### [What the exercise asks]
Pictures stay out of the copy; set down each line of the listing below exactly.

### [Collected data]
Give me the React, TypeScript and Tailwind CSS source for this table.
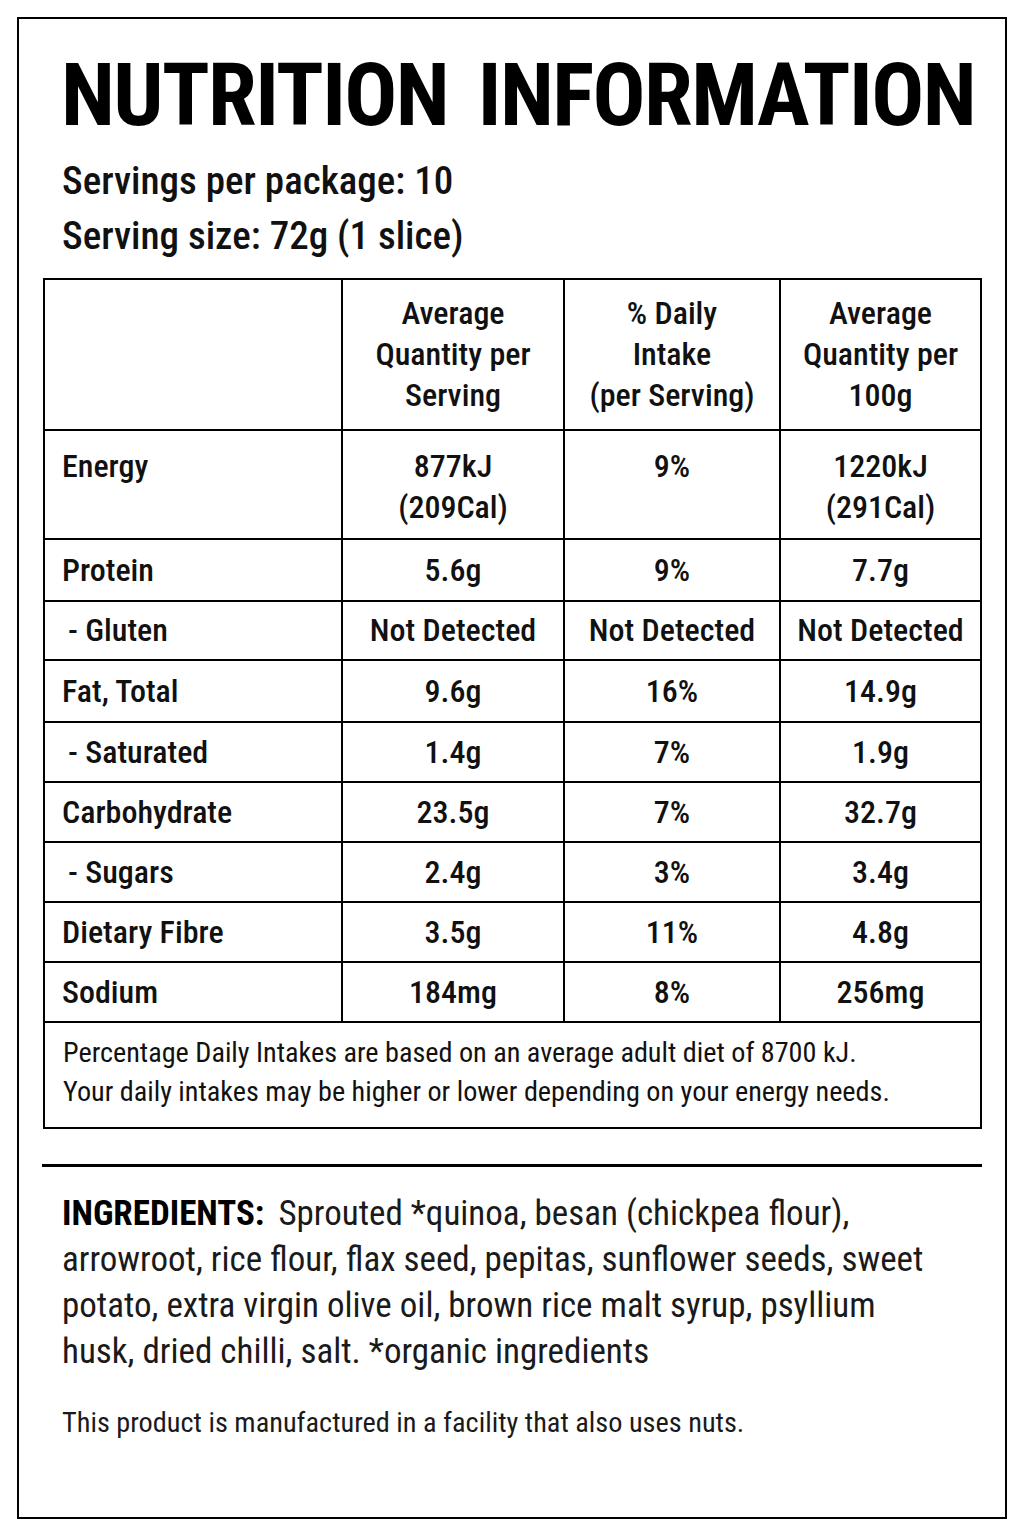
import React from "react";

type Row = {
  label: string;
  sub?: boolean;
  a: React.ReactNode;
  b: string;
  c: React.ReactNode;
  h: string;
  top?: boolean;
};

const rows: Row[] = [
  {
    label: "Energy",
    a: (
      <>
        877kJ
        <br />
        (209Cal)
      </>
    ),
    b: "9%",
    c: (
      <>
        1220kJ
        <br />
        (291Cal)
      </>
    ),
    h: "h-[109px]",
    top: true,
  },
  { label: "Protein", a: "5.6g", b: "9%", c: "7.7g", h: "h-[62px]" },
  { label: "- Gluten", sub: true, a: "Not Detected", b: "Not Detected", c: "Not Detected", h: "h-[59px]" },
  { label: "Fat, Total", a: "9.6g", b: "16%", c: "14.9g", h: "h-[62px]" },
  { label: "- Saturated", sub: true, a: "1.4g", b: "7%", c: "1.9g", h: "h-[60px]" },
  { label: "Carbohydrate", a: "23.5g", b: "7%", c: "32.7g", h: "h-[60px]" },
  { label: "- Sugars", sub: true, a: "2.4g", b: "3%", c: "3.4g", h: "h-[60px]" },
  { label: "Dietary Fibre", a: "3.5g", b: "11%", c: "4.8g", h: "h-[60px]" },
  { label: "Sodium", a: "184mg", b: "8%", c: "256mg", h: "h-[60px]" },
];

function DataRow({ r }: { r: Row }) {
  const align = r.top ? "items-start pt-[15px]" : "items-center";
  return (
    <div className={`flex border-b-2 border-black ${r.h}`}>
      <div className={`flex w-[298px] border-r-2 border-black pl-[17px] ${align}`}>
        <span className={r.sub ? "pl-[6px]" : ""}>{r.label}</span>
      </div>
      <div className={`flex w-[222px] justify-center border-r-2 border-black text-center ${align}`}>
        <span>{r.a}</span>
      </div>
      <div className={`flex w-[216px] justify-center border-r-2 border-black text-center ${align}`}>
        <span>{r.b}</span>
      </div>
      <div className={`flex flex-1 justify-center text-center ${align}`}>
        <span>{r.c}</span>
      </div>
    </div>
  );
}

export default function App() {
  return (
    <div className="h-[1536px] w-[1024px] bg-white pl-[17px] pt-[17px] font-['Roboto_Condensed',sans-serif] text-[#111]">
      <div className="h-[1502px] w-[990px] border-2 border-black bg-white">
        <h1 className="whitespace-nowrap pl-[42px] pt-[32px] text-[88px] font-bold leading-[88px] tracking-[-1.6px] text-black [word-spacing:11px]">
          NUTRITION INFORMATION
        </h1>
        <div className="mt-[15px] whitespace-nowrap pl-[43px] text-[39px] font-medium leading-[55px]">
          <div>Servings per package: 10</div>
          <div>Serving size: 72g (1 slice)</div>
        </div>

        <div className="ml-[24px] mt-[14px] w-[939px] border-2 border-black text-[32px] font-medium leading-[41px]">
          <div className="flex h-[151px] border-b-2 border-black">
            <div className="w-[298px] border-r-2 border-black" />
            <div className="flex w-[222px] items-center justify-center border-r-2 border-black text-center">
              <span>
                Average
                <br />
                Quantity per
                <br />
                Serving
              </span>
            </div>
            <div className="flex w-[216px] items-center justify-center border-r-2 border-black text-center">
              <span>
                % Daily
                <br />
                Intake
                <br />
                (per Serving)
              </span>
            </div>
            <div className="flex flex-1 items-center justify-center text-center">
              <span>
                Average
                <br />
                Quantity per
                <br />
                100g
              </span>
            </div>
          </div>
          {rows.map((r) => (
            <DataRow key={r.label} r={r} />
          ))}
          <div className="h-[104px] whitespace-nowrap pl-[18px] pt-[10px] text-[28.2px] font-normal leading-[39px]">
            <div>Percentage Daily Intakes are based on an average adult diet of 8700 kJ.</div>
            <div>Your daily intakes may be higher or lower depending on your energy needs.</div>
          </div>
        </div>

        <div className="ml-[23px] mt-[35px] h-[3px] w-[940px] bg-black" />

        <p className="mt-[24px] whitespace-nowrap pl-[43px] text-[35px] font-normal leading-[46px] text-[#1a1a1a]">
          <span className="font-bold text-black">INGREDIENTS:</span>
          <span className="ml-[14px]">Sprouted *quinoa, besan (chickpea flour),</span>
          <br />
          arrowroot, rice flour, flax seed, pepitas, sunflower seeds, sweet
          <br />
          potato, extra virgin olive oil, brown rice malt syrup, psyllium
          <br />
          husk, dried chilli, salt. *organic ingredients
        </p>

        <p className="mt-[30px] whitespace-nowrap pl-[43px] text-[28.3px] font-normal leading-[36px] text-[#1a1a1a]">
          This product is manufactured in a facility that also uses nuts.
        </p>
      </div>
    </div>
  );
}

### [Written reply]
Give me the React, TypeScript and Tailwind CSS source for this table.
import React from "react";

type Row = {
  label: string;
  sub?: boolean;
  a: React.ReactNode;
  b: string;
  c: React.ReactNode;
  h: string;
  top?: boolean;
};

const rows: Row[] = [
  {
    label: "Energy",
    a: (
      <>
        877kJ
        <br />
        (209Cal)
      </>
    ),
    b: "9%",
    c: (
      <>
        1220kJ
        <br />
        (291Cal)
      </>
    ),
    h: "h-[109px]",
    top: true,
  },
  { label: "Protein", a: "5.6g", b: "9%", c: "7.7g", h: "h-[62px]" },
  { label: "- Gluten", sub: true, a: "Not Detected", b: "Not Detected", c: "Not Detected", h: "h-[59px]" },
  { label: "Fat, Total", a: "9.6g", b: "16%", c: "14.9g", h: "h-[62px]" },
  { label: "- Saturated", sub: true, a: "1.4g", b: "7%", c: "1.9g", h: "h-[60px]" },
  { label: "Carbohydrate", a: "23.5g", b: "7%", c: "32.7g", h: "h-[60px]" },
  { label: "- Sugars", sub: true, a: "2.4g", b: "3%", c: "3.4g", h: "h-[60px]" },
  { label: "Dietary Fibre", a: "3.5g", b: "11%", c: "4.8g", h: "h-[60px]" },
  { label: "Sodium", a: "184mg", b: "8%", c: "256mg", h: "h-[60px]" },
];

function DataRow({ r }: { r: Row }) {
  const align = r.top ? "items-start pt-[15px]" : "items-center";
  return (
    <div className={`flex border-b-2 border-black ${r.h}`}>
      <div className={`flex w-[298px] border-r-2 border-black pl-[17px] ${align}`}>
        <span className={r.sub ? "pl-[6px]" : ""}>{r.label}</span>
      </div>
      <div className={`flex w-[222px] justify-center border-r-2 border-black text-center ${align}`}>
        <span>{r.a}</span>
      </div>
      <div className={`flex w-[216px] justify-center border-r-2 border-black text-center ${align}`}>
        <span>{r.b}</span>
      </div>
      <div className={`flex flex-1 justify-center text-center ${align}`}>
        <span>{r.c}</span>
      </div>
    </div>
  );
}

export default function App() {
  return (
    <div className="h-[1536px] w-[1024px] bg-white pl-[17px] pt-[17px] font-['Roboto_Condensed',sans-serif] text-[#111]">
      <div className="h-[1502px] w-[990px] border-2 border-black bg-white">
        <h1 className="whitespace-nowrap pl-[42px] pt-[32px] text-[88px] font-bold leading-[88px] tracking-[-1.6px] text-black [word-spacing:11px]">
          NUTRITION INFORMATION
        </h1>
        <div className="mt-[15px] whitespace-nowrap pl-[43px] text-[39px] font-medium leading-[55px]">
          <div>Servings per package: 10</div>
          <div>Serving size: 72g (1 slice)</div>
        </div>

        <div className="ml-[24px] mt-[14px] w-[939px] border-2 border-black text-[32px] font-medium leading-[41px]">
          <div className="flex h-[151px] border-b-2 border-black">
            <div className="w-[298px] border-r-2 border-black" />
            <div className="flex w-[222px] items-center justify-center border-r-2 border-black text-center">
              <span>
                Average
                <br />
                Quantity per
                <br />
                Serving
              </span>
            </div>
            <div className="flex w-[216px] items-center justify-center border-r-2 border-black text-center">
              <span>
                % Daily
                <br />
                Intake
                <br />
                (per Serving)
              </span>
            </div>
            <div className="flex flex-1 items-center justify-center text-center">
              <span>
                Average
                <br />
                Quantity per
                <br />
                100g
              </span>
            </div>
          </div>
          {rows.map((r) => (
            <DataRow key={r.label} r={r} />
          ))}
          <div className="h-[104px] whitespace-nowrap pl-[18px] pt-[10px] text-[28.2px] font-normal leading-[39px]">
            <div>Percentage Daily Intakes are based on an average adult diet of 8700 kJ.</div>
            <div>Your daily intakes may be higher or lower depending on your energy needs.</div>
          </div>
        </div>

        <div className="ml-[23px] mt-[35px] h-[3px] w-[940px] bg-black" />

        <p className="mt-[24px] whitespace-nowrap pl-[43px] text-[35px] font-normal leading-[46px] text-[#1a1a1a]">
          <span className="font-bold text-black">INGREDIENTS:</span>
          <span className="ml-[14px]">Sprouted *quinoa, besan (chickpea flour),</span>
          <br />
          arrowroot, rice flour, flax seed, pepitas, sunflower seeds, sweet
          <br />
          potato, extra virgin olive oil, brown rice malt syrup, psyllium
          <br />
          husk, dried chilli, salt. *organic ingredients
        </p>

        <p className="mt-[30px] whitespace-nowrap pl-[43px] text-[28.3px] font-normal leading-[36px] text-[#1a1a1a]">
          This product is manufactured in a facility that also uses nuts.
        </p>
      </div>
    </div>
  );
}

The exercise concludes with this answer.